Mummu is also the thirty-fourth name bestowed upon Marduk in the final section of the composition. He is described as the creator of heaven and earth in the corresponding passage, which reflects the meaning of this title. It is possible that the next name listed, Zulummu, was selected based on phonetic similarity.

===Other sources===
References to Mummu's defeat are known from texts other than the Enūma Eliš as well, though they are uncommon. Wilfred G. Lambert pointed out that in lists of defeated gods from various rituals Mummu often occurs next to Qingu, and on this basis suggested that in a hitherto lost tradition they might have been vanquished together.

Mummu is also mentioned in Eudemus of Rhodes' account of Babylonian beliefs, preserved by the sixth century CE neoplatonist Damascius.

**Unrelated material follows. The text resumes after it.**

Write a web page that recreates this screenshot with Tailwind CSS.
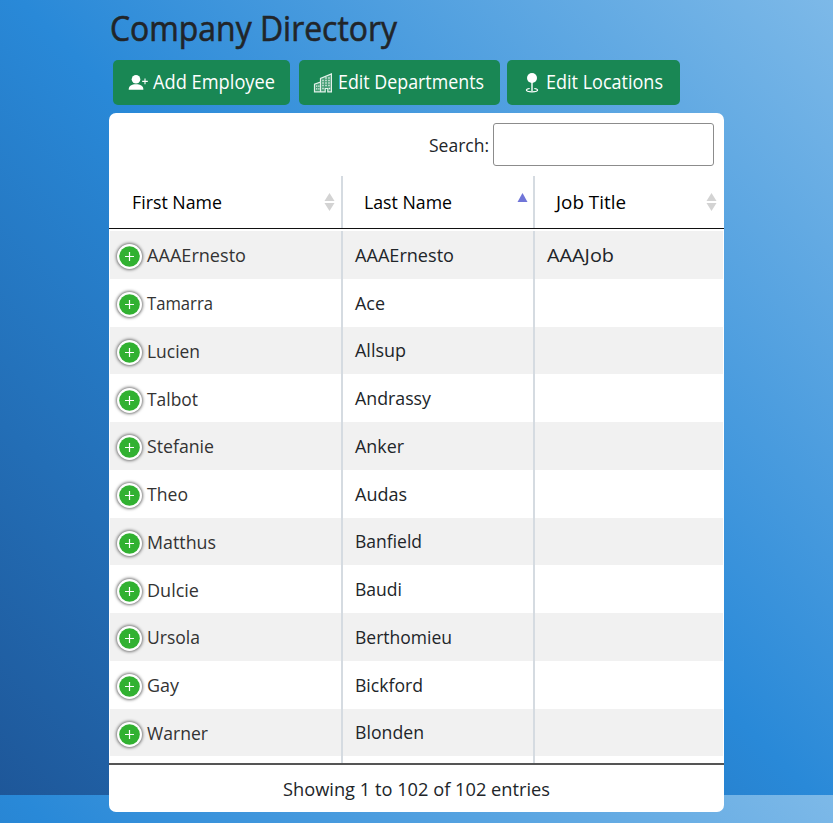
<!DOCTYPE html>
<html lang="en">
<head>
<meta charset="utf-8">
<title>Company Directory</title>
<script src="https://cdn.jsdelivr.net/npm/@tailwindcss/browser@4"></script>
</head>
<body class="h-[823px] overflow-hidden bg-[linear-gradient(45deg,#1e5799_0%,#2989d8_50%,#7db9e8_100%)] bg-[length:833px_795px] font-['Open_Sans','Noto_Sans',sans-serif] text-[#212529]">
<main class="ml-[109px] w-[615px]">
  <h1 class="h-[60px] pt-[9px] pl-px text-[34px] leading-[40px] whitespace-nowrap"><svg class="overflow-visible" width="288" height="40"><text x="0" y="32" textLength="287" lengthAdjust="spacingAndGlyphs" fill="currentColor" stroke="currentColor" stroke-width="0.600">Company Directory</text></svg></h1>
  <div class="flex gap-2 pl-1 text-[19.500px] text-white">
    <button class="flex h-[45px] w-[177px] items-center rounded-[5px] bg-[#198754] pl-[15px]">
      <svg class="mr-[4px] shrink-0" width="21" height="20" viewBox="0 0 21 20" fill="#fff"><circle cx="8" cy="6.200" r="4.300"/><path d="M.7 16.700c0-4 3-5.400 7.300-5.400s7.400 1.400 7.400 5.400z"/><path d="M14.200 8.400h5.600M17 5.600v5.600" stroke="#fff" stroke-width="1.100"/></svg>
      <svg class="overflow-visible" width="123" height="28"><text x="0" y="20" textLength="122" lengthAdjust="spacingAndGlyphs" fill="currentColor">Add Employee</text></svg>
    </button>
    <button class="ml-px flex h-[45px] w-[201px] items-center rounded-[5px] bg-[#198754] pl-[14px]">
      <svg class="mr-[5px] shrink-0" width="20" height="20" viewBox="0 0 20 20" fill="none" stroke="#e4f1ea" stroke-width="1.200"><path fill="#fff" fill-opacity=".2" d="M1.500 18.800v-7.600l6-2.200V5.400L18.400.9v17.900h-3.600v-3.300h-2.600v3.300zM7.500 9v9.800"/><path stroke-width="1.300" d="M3 13.200h1.300M5.200 13.200h1.300M3 15.800h1.300M5.200 15.800h1.300M9.300 7.500h1.400M12.300 7.500h1.400M15.300 7.500h1.400M9.300 10h1.400M12.300 10h1.400M15.300 10h1.400M9.300 12.500h1.400M12.300 12.500h1.400M15.300 12.500h1.400M12.300 5h1.400M15.300 5h1.400M9.300 15.500h1.400M15.800 15.500h1.400"/></svg>
      <svg class="overflow-visible" width="147" height="28"><text x="0" y="20" textLength="146" lengthAdjust="spacingAndGlyphs" fill="currentColor">Edit Departments</text></svg>
    </button>
    <button class="-ml-px flex h-[45px] w-[173px] items-center rounded-[5px] bg-[#198754] pl-[15px]">
      <svg class="mr-[4px] shrink-0" width="20" height="20" viewBox="0 0 20 20" fill="none" stroke="#fff"><circle cx="10" cy="5" r="5" fill="#fff" stroke="none"/><path d="M10 9v9" stroke-width="1.400"/><path d="M7.700 15.500c-2 .3-3.300.8-3.300 1.600 0 1 2.400 1.800 5.600 1.800s5.600-.8 5.600-1.800c0-.8-1.300-1.300-3.300-1.600" stroke-width="1.200"/></svg>
      <svg class="overflow-visible" width="118" height="28"><text x="0" y="20" textLength="117" lengthAdjust="spacingAndGlyphs" fill="currentColor">Edit Locations</text></svg>
    </button>
  </div>
  <section class="mt-[8px] h-[699px] rounded-[7px] bg-white text-[19px]">
    <label class="flex h-[63px] items-start justify-end pt-[10px] pr-[10px]">
      <svg class="mt-[9px] mr-[3px] overflow-visible" width="61" height="28"><text x="0" y="20" textLength="60" lengthAdjust="spacingAndGlyphs" fill="currentColor">Search:</text></svg>
      <input class="h-[43px] w-[221px] rounded-[3px] border border-[#8c8c8c] bg-white">
    </label>
    <div id="head" class="grid h-[53px] grid-cols-[234px_192px_189px] border-b border-[#111] text-black"></div>
    <div id="rows" class="mr-px ml-px h-[534px] overflow-hidden pt-[2px]"></div>
    <footer class="flex justify-center border-t-2 border-[#555] pt-[11px]"><svg class="overflow-visible" width="267" height="28"><text x="0" y="20" textLength="267" lengthAdjust="spacingAndGlyphs" fill="currentColor">Showing 1 to 102 of 102 entries</text></svg></footer>
  </section>
</main>
<script>
const label = (text, width) => `<svg class="overflow-visible shrink-0" width="${width}" height="28"><text x="0" y="21" textLength="${width}" lengthAdjust="spacingAndGlyphs" fill="currentColor">${text}</text></svg>`;
const heads = [['First Name', 90, 'pl-[23px] pr-[6px]'], ['Last Name', 88, 'pl-[21px] pr-[5px]'], ['Job Title', 70, 'pl-[21px] pr-[7px]']];
const edge = 'border-r-2 border-[#d5dbe1]';
document.querySelector('#head').innerHTML = heads.map(([text, width, pad], i) =>
  `<div class="flex items-center justify-between ${pad} ${i < 2 ? edge : ''}">${label(text, width)}<svg width="11" height="18" viewBox="0 0 11 18">${i === 1
    ? '<path d="M5.500 0 10.500 9H.5z" fill="#7075d8"/>'
    : '<path d="M5.500 0 10.500 8H.5zM.5 10h10l-5 8z" fill="#d3d3d3"/>'}</svg></div>`).join('');
const people = [
  ['AAAErnesto', 99, 'AAAErnesto', 99, 'AAAJob', 67], ['Tamarra', 66, 'Ace', 30],
  ['Lucien', 53, 'Allsup', 51], ['Talbot', 51, 'Andrassy', 76],
  ['Stefanie', 67, 'Anker', 49], ['Theo', 41, 'Audas', 52],
  ['Matthus', 69, 'Banfield', 67], ['Dulcie', 52, 'Baudi', 47],
  ['Ursola', 53, 'Berthomieu', 97], ['Gay', 32, 'Bickford', 68],
  ['Warner', 61, 'Blonden', 69]
];
const plus = '<svg class="mr-[3px] shrink-0 rounded-full bg-white shadow-[0_0_3px_1px_#777]" width="25" height="25" viewBox="0 0 25 25"><circle cx="12.500" cy="12.500" r="10.300" fill="#31b131"/><path d="M8 12.500h9M12.500 8v9" stroke="#fff" stroke-width="1.200"/></svg>';
document.querySelector('#rows').innerHTML = people.map((p, i) =>
  `<div class="grid h-[47.750px] grid-cols-[233px_192px_188px] ${i % 2 ? 'bg-white' : 'bg-[#f1f1f1]'}">
    <div class="flex items-center pl-[6.500px] pt-[4px] ${edge}">${plus}<span class="mb-[3px] ml-[2px] text-[#333]">${label(p[0], p[1])}</span></div>
    <div class="flex items-center pl-[12px] ${edge}">${label(p[2], p[3])}</div>
    <div class="flex items-center pl-[12px]">${p[4] ? label(p[4], p[5]) : ''}</div>
  </div>`).join('') + `<div class="grid h-[8px] grid-cols-[233px_192px_188px]"><div class="${edge}"></div><div class="${edge}"></div><div></div></div>`;
</script>
</body>
</html>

Lambert assumed that it was based on an account related to the Enūma Eliš, though not identical with it. Eudemus wrote that a deity representing the "rational world", (Note: In 1916, relying in part on the relevant passage from Damascius' account and in part on lexical arguments (interpreting the term mummu a participle of amû, "to speak"), Frans de Liagre Böhl suggested defining Mummu a precursor of the Hellenistic idea of logos. However, this proposal was already rejected by Alexander Heidel in 1948, though he did note the association with creation makes Damscius' description of Mummu valid.) who he refers to as Mōymis, was a son of the primeval couple Apasōn (Apsu) and Tauthē (Tiamat). Enūma Eliš itself does not explain Mummu's origin or parentage. Manfred Krebernik assumes that Eudemus might have confused mummu treated as an epithet of Tiamat with the god Mummu, and as a result concluded that he was a son of the primordial couple. Vitali Bartash nonetheless assumes that Mummu is implicitly a son of Apsu in the Enūma Eliš as well.